STATED EXERCISE: Wherever the string "styles" appears, copy the whole line.

## Start DATA EXCERPT

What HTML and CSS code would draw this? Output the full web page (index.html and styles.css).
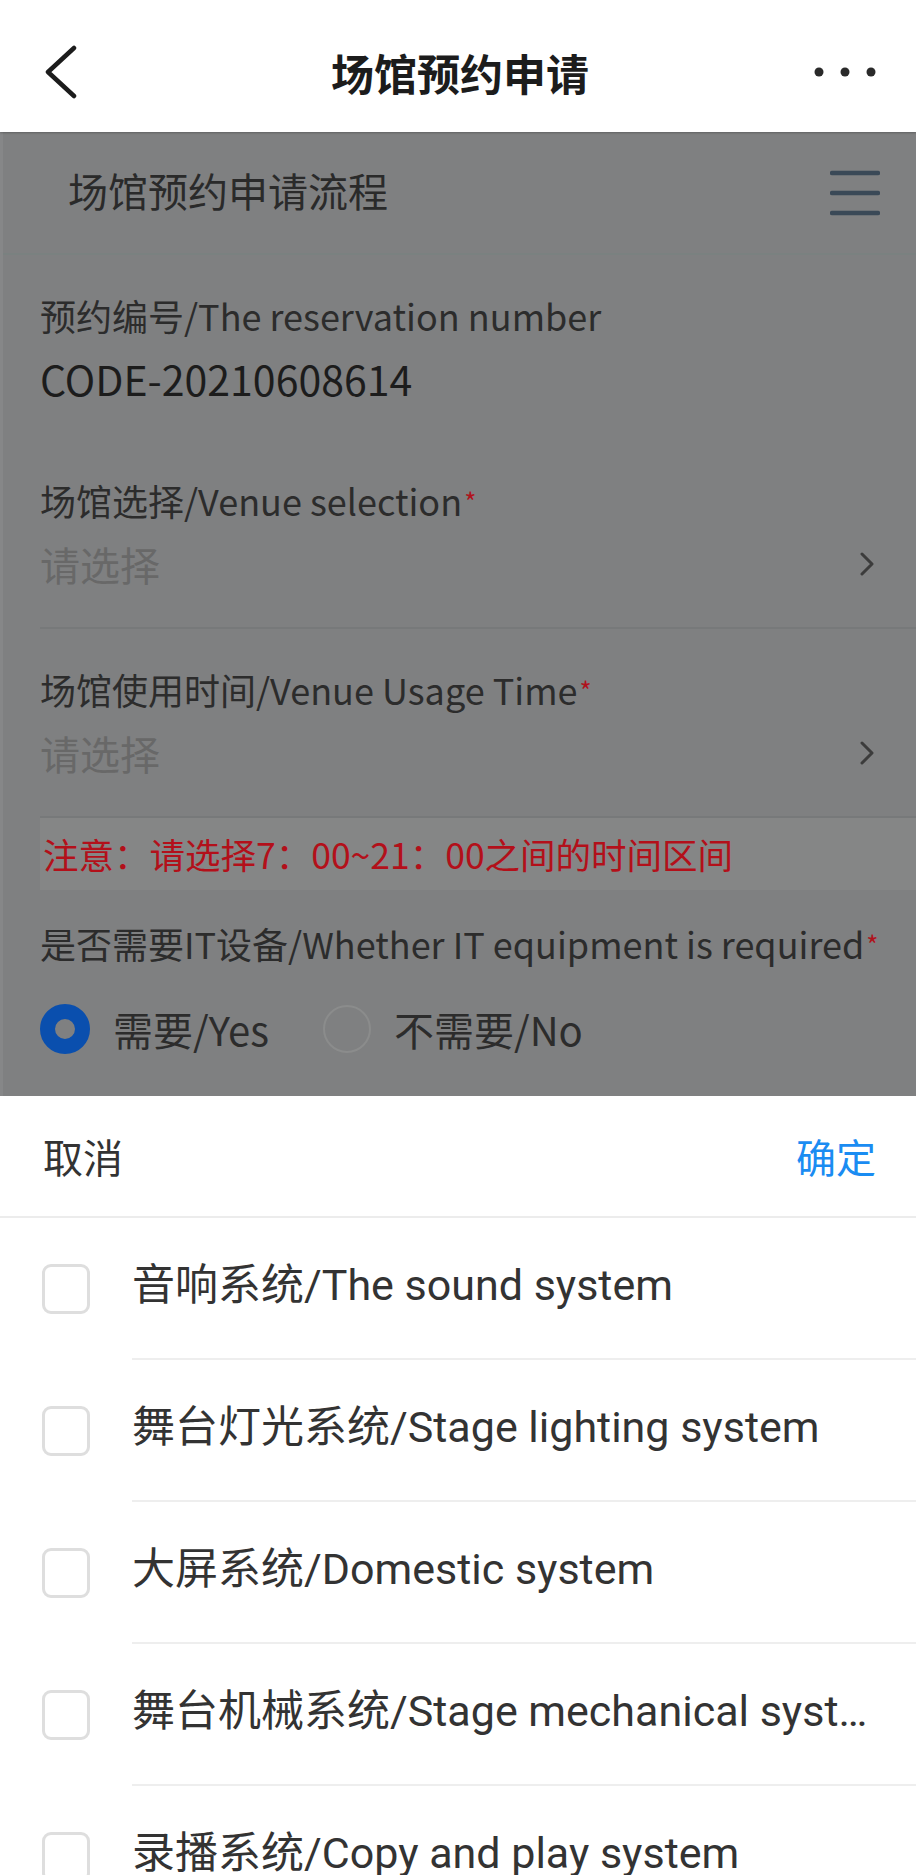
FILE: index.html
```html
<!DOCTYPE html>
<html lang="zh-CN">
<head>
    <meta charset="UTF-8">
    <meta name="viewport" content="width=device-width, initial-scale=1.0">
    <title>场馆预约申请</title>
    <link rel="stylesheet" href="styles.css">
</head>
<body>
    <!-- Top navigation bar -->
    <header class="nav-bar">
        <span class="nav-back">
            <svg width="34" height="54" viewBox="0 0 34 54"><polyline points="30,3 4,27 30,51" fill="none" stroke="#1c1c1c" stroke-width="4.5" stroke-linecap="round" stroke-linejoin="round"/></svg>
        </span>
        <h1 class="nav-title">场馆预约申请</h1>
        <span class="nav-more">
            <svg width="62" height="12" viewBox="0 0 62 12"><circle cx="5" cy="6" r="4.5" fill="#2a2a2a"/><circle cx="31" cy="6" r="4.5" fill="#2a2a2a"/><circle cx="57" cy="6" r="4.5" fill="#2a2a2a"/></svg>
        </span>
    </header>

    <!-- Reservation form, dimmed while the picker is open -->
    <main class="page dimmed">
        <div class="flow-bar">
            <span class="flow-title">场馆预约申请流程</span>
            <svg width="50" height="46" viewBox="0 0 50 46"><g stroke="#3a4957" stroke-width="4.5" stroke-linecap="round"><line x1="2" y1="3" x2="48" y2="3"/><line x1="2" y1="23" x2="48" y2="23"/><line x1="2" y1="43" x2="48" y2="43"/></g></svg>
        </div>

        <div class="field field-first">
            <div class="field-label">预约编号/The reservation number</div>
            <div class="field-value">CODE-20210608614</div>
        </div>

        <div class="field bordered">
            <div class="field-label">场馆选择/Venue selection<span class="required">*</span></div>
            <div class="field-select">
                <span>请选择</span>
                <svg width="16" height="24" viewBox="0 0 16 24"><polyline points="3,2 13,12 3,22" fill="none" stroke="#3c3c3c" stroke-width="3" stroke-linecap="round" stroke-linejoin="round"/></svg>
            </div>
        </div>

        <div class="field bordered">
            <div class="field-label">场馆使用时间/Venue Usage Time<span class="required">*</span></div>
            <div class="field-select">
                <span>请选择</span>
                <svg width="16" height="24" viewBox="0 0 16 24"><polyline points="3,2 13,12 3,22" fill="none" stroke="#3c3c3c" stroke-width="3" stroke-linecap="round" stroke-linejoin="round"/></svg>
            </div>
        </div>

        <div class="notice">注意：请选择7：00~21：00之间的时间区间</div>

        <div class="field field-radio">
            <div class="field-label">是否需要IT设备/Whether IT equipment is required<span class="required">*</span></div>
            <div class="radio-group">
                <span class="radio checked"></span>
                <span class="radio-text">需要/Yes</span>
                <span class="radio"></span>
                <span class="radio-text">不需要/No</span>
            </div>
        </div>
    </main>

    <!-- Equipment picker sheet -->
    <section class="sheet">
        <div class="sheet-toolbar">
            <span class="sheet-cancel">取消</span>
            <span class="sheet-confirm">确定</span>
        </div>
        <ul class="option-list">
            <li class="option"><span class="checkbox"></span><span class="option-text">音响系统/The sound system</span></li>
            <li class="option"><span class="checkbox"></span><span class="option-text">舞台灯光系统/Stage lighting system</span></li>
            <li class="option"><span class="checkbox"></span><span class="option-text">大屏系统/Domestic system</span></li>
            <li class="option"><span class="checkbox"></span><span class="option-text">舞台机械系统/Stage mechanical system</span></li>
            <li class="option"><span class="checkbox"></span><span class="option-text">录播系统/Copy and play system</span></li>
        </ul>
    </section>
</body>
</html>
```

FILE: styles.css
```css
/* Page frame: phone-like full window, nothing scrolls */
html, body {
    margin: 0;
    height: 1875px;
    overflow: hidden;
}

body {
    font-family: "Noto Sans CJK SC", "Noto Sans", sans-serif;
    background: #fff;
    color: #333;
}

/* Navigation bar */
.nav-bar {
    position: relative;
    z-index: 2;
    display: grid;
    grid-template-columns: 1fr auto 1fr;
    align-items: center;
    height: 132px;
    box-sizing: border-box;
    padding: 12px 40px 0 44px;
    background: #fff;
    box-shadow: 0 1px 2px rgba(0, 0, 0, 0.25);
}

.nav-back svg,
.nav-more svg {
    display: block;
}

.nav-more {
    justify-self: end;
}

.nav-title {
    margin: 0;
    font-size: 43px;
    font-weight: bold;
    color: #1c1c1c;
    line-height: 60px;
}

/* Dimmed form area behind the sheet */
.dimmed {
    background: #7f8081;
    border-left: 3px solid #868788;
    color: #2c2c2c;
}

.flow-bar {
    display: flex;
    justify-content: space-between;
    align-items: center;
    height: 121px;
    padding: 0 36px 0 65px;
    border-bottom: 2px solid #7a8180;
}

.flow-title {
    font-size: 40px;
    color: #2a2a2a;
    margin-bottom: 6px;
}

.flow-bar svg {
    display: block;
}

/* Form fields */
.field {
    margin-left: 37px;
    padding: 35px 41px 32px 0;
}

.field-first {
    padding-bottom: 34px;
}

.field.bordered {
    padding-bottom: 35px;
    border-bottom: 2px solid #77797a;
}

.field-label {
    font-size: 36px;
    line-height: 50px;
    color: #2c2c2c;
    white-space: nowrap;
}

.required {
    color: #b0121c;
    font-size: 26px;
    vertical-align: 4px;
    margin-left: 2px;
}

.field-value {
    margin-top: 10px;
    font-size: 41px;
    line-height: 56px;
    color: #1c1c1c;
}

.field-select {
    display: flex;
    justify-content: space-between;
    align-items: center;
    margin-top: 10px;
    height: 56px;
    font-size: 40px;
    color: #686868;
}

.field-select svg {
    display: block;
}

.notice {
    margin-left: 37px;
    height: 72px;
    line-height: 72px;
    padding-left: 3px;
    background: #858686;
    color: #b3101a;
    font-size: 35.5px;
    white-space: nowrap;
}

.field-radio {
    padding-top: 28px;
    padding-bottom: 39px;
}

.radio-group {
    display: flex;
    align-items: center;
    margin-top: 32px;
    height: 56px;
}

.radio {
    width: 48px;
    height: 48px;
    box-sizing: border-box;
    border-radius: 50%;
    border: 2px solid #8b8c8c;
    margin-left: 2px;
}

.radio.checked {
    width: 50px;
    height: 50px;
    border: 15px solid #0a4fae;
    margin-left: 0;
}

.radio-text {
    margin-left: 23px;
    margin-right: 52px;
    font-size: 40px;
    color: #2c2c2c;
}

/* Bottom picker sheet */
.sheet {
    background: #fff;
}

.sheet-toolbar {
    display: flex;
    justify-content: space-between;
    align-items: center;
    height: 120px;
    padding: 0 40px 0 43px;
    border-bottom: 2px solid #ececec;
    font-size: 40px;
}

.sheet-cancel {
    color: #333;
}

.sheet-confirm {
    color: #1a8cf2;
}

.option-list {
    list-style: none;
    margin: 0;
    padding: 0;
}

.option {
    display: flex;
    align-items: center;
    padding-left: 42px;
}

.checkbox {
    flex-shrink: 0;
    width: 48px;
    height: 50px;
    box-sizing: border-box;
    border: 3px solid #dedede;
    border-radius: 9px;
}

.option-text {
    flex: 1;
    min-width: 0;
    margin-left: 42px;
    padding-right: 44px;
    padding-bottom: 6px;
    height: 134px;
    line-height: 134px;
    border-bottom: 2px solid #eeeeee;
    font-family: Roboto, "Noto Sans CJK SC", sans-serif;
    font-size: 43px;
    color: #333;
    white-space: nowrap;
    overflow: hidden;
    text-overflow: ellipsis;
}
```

## End DATA EXCERPT

ANSWER FOR THE TASK:
What HTML and CSS code would draw this? Output the full web page (index.html and styles.css).
    <link rel="stylesheet" href="styles.css">
FILE: styles.css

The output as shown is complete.